The other option is to keep the notion of a model the same, but change the definition of $\models$. Now, $M \models x = y$ is defined to mean that, for every variable assignment $s$, $(M,s) \models x = y$ in the sense of the previous paragraph. But of course this is not likely to hold; in this sense we with have $M \not \models x = y$ as long as $M$ has at least two elements in its domain.

These approaches give the same truth values to all sentences – they only differ for formulas that have free variables. In many areas of mathematical logic, we are mostly interested in truth values of sentences. The main area where the second convention is useful is in universal algebra, where they often look at “equational theories”. In that context, they tend to use formulas with free variables as axioms, rather than sentences without free variables. And they are interested in models where every variable assignment satisfies the formulas, not just some random variable assignment. So they often use the second convention.

I do recommend Enderton’s book for a clear presentation of the first convention, the one where $A(x)$ does not necessarily imply $(\forall x)A(x)$.

Edit I’ve rewritten completely the answer after a re-read of Mendelson’s book, apparently it has been passed from last time I’ve read that book.

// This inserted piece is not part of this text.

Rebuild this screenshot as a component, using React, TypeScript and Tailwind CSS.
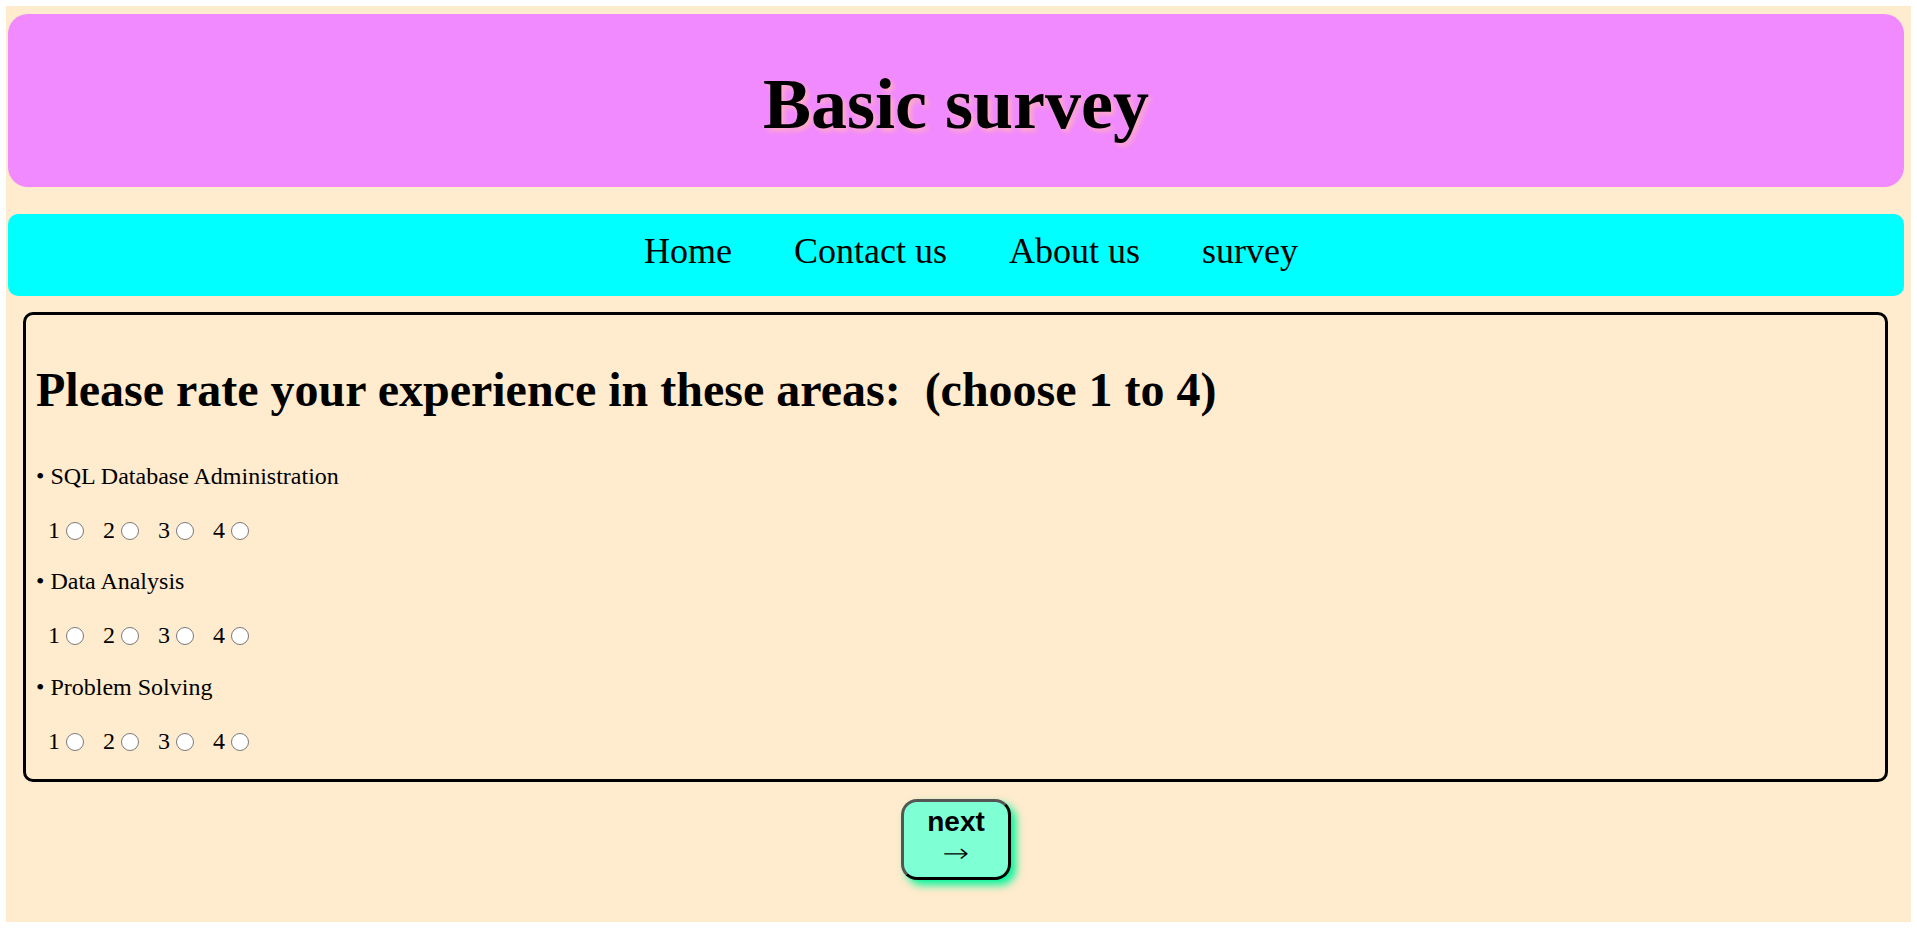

As you noticed Mendelson’s definition doesn’t allow to deduce that

$$ A(x) \models \forall x A(x)$$

since it’s not said that for any given sequence (i.e. an valuation of the variables $s$ if $s$ satisfies $A(x)$ then $s$ satisfies also $\forall x A(x)$).

Suppose we use a different semantics, for instance suppose that
$$A \models B$$
means that for every interpretation that makes true $A$ makes true also $B$. From this would follows that $A(x) \models \forall x A(x)$. Nonetheless it wouldn’t follow that $A \models B$ is equivalent to $\models A \rightarrow B$, indeed that’s the case for the formulas $A(x)$ and $\forall x A(x)$: an interpretation for which $A(x)$ is one such that every sequence $s$ makes $A(x)$ true and so it must be that such interpretation makes $\forall x A(x)$ true, hence $A(x) \models \forall x A(x)$, anyway $\not \models A(x) \rightarrow \forall x A(x)$ since there are interpretations which don’t make this true.

Having that $A \models B$ iff $\models A \rightarrow B$ is a really good property that we would like to have in our logic, since it states that $\rightarrow$ subsumes logical entailment.

I suppose that there are other good proprieties that Mandelson’s definition preserve that aren’t preserved by different semantics, at the moment I can’t think about something else.

Of course you can avoid such problems if you use different semantics, for instance using semantics that doesn’t use sequences at all.
I can tell more about such semantics if you wish.